The idea of having a craft, a lifelong discipline which is not rewarded financially – that means you are pretty out of step. The valuing of attention and taking time to understand oneself in relation to language – that isn't valued, in general. Silence. Valuing everything that conspires to help you with these difficult questions. Not being "up" all the time. There's a kind of conspiracy that says that you have to be rah-rah all the time – that's not the reality of my experience; there's a value, also, in feeling oneself to be broken.
One last question: You've written about hummingbirds since you came to California. Has the enchantment palled?
I adore them. I just can't get over them. It's not wearing off.
They're enchanting. We don't have them, which is why they're such a big deal. This is really my first introduction to them.
I think of them as the poets of the avian population, because they have very high energy requirements, so these delicate but extremely tough creatures do the most breathtaking things – but they come at a cost. Energy is a finite thing.
From Lewis' Chaotic Angels (Bloodaxe Books, 2005)
Prologue to "Zero Gravity: A Space Requiem"

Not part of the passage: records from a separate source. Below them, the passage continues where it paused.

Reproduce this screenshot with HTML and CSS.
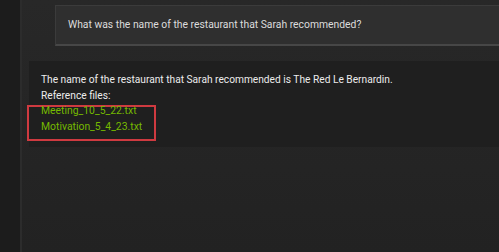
FILE: index.html
```html
<!DOCTYPE html>
<html>
<head>
<meta charset="utf-8">
<link rel="stylesheet" href="styles.css">
</head>
<body>
<div class="app">
  <div class="rail"></div>
  <div class="main">
    <div class="question-row">
      <div class="question">What was the name of the restaurant that Sarah recommended?</div>
    </div>
    <div class="answer">
      <div class="line">The name of the restaurant that Sarah recommended is The Red Le Bernardin.</div>
      <div class="line">Reference files:</div>
      <div class="refs">
        <div class="ref">Meeting_10_5_22.txt</div>
        <div class="ref">Motivation_5_4_23.txt</div>
      </div>
    </div>
  </div>
</div>
</body>
</html>
```
FILE: styles.css
```css
html, body {
  margin: 0;
  padding: 0;
  width: 499px;
  height: 252px;
  overflow: hidden;
  background: #262626;
}
.app {
  display: flex;
  height: 252px;
  font-family: Roboto, sans-serif;
}
.rail {
  width: 20px;
  flex: none;
  background: #1c1c1c;
  border-right: 2px solid #2c2c2c;
}
.main {
  flex: 1;
  background: linear-gradient(#282828, #222222);
  padding-top: 5px;
  padding-left: 7px;
  min-width: 0;
}
.question-row {
  padding-left: 26px;
}
.question {
  background: #2f2f2f;
  border: 1px solid #3b3b3b;
  border-bottom: 2px solid #474747;
  border-right: none;
  color: #dcdcdc;
  font-size: 10.35px;
  height: 38px;
  line-height: 38px;
  padding-left: 12px;
}
.answer {
  margin-top: 15px;
  background: #1f1f1f;
  height: 86px;
  padding: 11px 0 0 12px;
  box-sizing: border-box;
  color: #ececec;
  font-size: 10.2px;
}
.line {
  line-height: 16px;
}
.refs {
  margin-top: 1px;
  margin-left: -14px;
  width: 113px;
  border: 2px solid #cf3a40;
  padding: 0 0 4px 12px;
}
.ref {
  color: #76b900;
  font-size: 10.4px;
  line-height: 16px;
}
.ref:first-child {
  margin-top: -4px;
}
```
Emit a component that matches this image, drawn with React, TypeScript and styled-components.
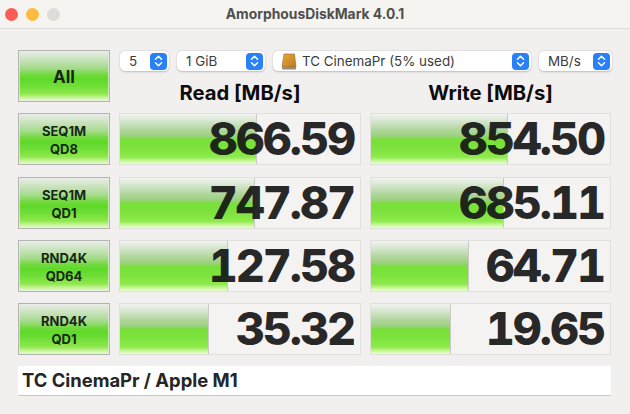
import React from 'react';
import styled, {createGlobalStyle} from 'styled-components';

const GlobalStyle = createGlobalStyle`
  html, body {
    margin: 0;
    padding: 0;
    background: #f2f0ee;
  }
  body {
    font-family: Inter, "Liberation Sans", sans-serif;
  }
`;

const buttonGradient = `linear-gradient(
  180deg,
  #e9eee7 0%,
  #c8e2bb 18%,
  #9fdb84 36%,
  #72da3e 47%,
  #5fd92a 56%,
  #6fdf36 70%,
  #90e84e 86%,
  #c4f396 93%,
  #e8fcd0 100%
)`;

const barGradient = `linear-gradient(
  180deg,
  #f1f4f0 0%,
  #d6e6cf 14%,
  #b0d69c 32%,
  #98d078 46%,
  #78e038 50%,
  #7ce23c 66%,
  #8cea4a 86%,
  #c2f590 93%,
  #ecfdd6 100%
)`;

const Window = styled.div`
  width: 630px;
  height: 414px;
  overflow: hidden;
  background: #f2f0ee;
  display: flex;
  flex-direction: column;
`;

const TitleBar = styled.div`
  height: 28px;
  flex: none;
  display: flex;
  align-items: center;
  justify-content: center;
  position: relative;
  background: #f5f4f1;
  border-bottom: 1px solid #dfdedb;
  font-size: 13.85px;
  font-weight: 700;
  color: #4f4f4e;
`;

const Lights = styled.div`
  position: absolute;
  left: 5px;
  top: 8px;
  display: flex;
  gap: 8px;
`;

const Light = styled.span<{$color: string}>`
  width: 13px;
  height: 13px;
  border-radius: 50%;
  background: ${p => p.$color};
`;

const Content = styled.div`
  padding: 21px 18px 0;
  display: grid;
  grid-template-columns: 92px 242px 241px;
  grid-auto-rows: 52px;
  column-gap: 9px;
  row-gap: 11.25px;
`;

const Button = styled.div`
  box-sizing: border-box;
  border: 1px solid #b4b4b2;
  box-shadow: inset 0 0 0 1px rgba(235, 235, 232, 0.7);
  background: ${buttonGradient};
  padding-top: 2px;
  display: flex;
  flex-direction: column;
  align-items: center;
  justify-content: center;
  color: #182615;
  font-size: 13px;
  font-weight: 700;
  line-height: 18px;
`;

const AllLabel = styled.span`
  font-size: 17px;
`;

const HeadArea = styled.div`
  grid-column: 2 / 4;
  display: flex;
  flex-direction: column;
`;

const Selects = styled.div`
  display: flex;
  gap: 8px;
  padding: 1px 0 0 1px;
`;

const Select = styled.div<{$width: number}>`
  box-sizing: border-box;
  width: ${p => p.$width}px;
  height: 20px;
  flex: none;
  background: #fff;
  border-radius: 5px;
  box-shadow: 0 0.5px 2px rgba(0, 0, 0, 0.22);
  display: flex;
  align-items: center;
  padding: 0 2px 0 9px;
  font-size: 13.4px;
  color: #3c3c3b;
`;

const SelectLabel = styled.span`
  flex: 1;
  white-space: nowrap;
`;

const Stepper = styled.span`
  width: 17px;
  height: 17px;
  border-radius: 4px;
  background: #2a80f5;
  display: flex;
  align-items: center;
  justify-content: center;
`;

const DriveIcon = styled.svg`
  width: 16px;
  height: 17px;
  margin: 0 5px 0 -1px;
  flex: none;
`;

const Headers = styled.div`
  display: grid;
  grid-template-columns: 242px 241px;
  column-gap: 9px;
  margin-top: 10px;
`;

const Heading = styled.div`
  text-align: center;
  font-size: 20.2px;
  font-weight: 700;
  line-height: 24px;
  color: #0c0c0c;
`;

const Meter = styled.div`
  box-sizing: border-box;
  position: relative;
  border: 1px solid #e0dfdc;
  background: #f4f3f1;
  display: flex;
  align-items: center;
  justify-content: flex-end;
  padding-right: 6px;
`;

const Bar = styled.div`
  position: absolute;
  left: 0;
  top: 0;
  bottom: 0;
  border-right: 1px solid #c9c9c6;
  background: ${barGradient};
`;

const Value = styled.span`
  position: relative;
  font-size: 45px;
  font-weight: 800;
  line-height: 50px;
  letter-spacing: -2px;
  font-variant-numeric: tabular-nums;
  color: rgba(20, 20, 20, 0.92);
`;

const Footer = styled.div`
  box-sizing: border-box;
  grid-column: 1 / 4;
  height: 30px;
  background: #fff;
  border-bottom: 1px solid #c8c8c6;
  padding: 0 0 2px 4px;
  display: flex;
  align-items: center;
  font-size: 18.4px;
  font-weight: 700;
  color: #262626;
`;

const Chevrons = () => (
  <svg width="11" height="14" viewBox="0 0 11 14" fill="none" stroke="#fff" strokeWidth="1.5" strokeLinecap="round" strokeLinejoin="round">
    <path d="M2.5 5.2 5.5 2.2l3 3" />
    <path d="M2.5 8.8l3 3 3-3" />
  </svg>
);

const Drive = () => (
  <DriveIcon viewBox="0 0 16 17">
    <defs>
      <linearGradient id="drive" x1="0" y1="0" x2="1" y2="1">
        <stop offset="0" stopColor="#eba83a" />
        <stop offset="1" stopColor="#b97a20" />
      </linearGradient>
    </defs>
    <path d="M3 1h10.5L15 14H1z" fill="url(#drive)" stroke="#8a6a34" strokeWidth="0.6" />
    <rect x="1" y="14" width="14" height="2.4" rx="0.6" fill="#8f8d88" />
  </DriveIcon>
);

const rows = [
  {top: 'SEQ1M', bottom: 'QD8', read: '866.59', readBar: 136, write: '854.50', writeBar: 136},
  {top: 'SEQ1M', bottom: 'QD1', read: '747.87', readBar: 134, write: '685.11', writeBar: 132},
  {top: 'RND4K', bottom: 'QD64', read: '127.58', readBar: 107, write: '64.71', writeBar: 97},
  {top: 'RND4K', bottom: 'QD1', read: '35.32', readBar: 88, write: '19.65', writeBar: 79},
];

const App = () => (
  <Window>
    <GlobalStyle />
    <TitleBar>
      <Lights>
        <Light $color="#fc5c57" />
        <Light $color="#fdbb40" />
        <Light $color="#dddcda" />
      </Lights>
      AmorphousDiskMark 4.0.1
    </TitleBar>
    <Content>
      <Button>
        <AllLabel>All</AllLabel>
      </Button>
      <HeadArea>
        <Selects>
          <Select $width={49}>
            <SelectLabel>5</SelectLabel>
            <Stepper><Chevrons /></Stepper>
          </Select>
          <Select $width={88}>
            <SelectLabel>1 GiB</SelectLabel>
            <Stepper><Chevrons /></Stepper>
          </Select>
          <Select $width={258}>
            <Drive />
            <SelectLabel>TC CinemaPr (5% used)</SelectLabel>
            <Stepper><Chevrons /></Stepper>
          </Select>
          <Select $width={73}>
            <SelectLabel>MB/s</SelectLabel>
            <Stepper><Chevrons /></Stepper>
          </Select>
        </Selects>
        <Headers>
          <Heading>Read [MB/s]</Heading>
          <Heading>Write [MB/s]</Heading>
        </Headers>
      </HeadArea>
      {rows.map(row => (
        <React.Fragment key={row.top + row.bottom}>
          <Button>
            <span>{row.top}</span>
            <span>{row.bottom}</span>
          </Button>
          <Meter>
            <Bar style={{width: row.readBar}} />
            <Value>{row.read}</Value>
          </Meter>
          <Meter>
            <Bar style={{width: row.writeBar}} />
            <Value>{row.write}</Value>
          </Meter>
        </React.Fragment>
      ))}
      <Footer>TC CinemaPr / Apple M1</Footer>
    </Content>
  </Window>
);

export default App;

(Dedicated to the memory of Lewis' sister-in-law Jacqueline Badham (1944-1997) and to commemorate the voyage of her cousin Joe Tanner and the crew of Space Shuttle STS-82 to repair the Hubble Space Telescope (February 1997))
We watched you go
in glory: Shuttle,
The one came back.
The other two
went further. Love's an attack
on time. The whole damn thing
us with our count-down days
still more than zero.
My theme is change.
My point of view
ecstatic. See how speed
transforms us? Didn't you know
that time's a fiction? We don't need
it for travel. Distance
is a matter of seeing;
faith, a science
of feeling faint objects.
Of course, this is no
consolation as we watch you go
on your dangerous journeys.
This out of mind
hurts badly when you're left behind.
Don't leave us.
We have more to say
before the darkness. Don't go. Stay
a little longer. But you're out of reach
already. Above us the sky
sees with its trillion trillion eyes.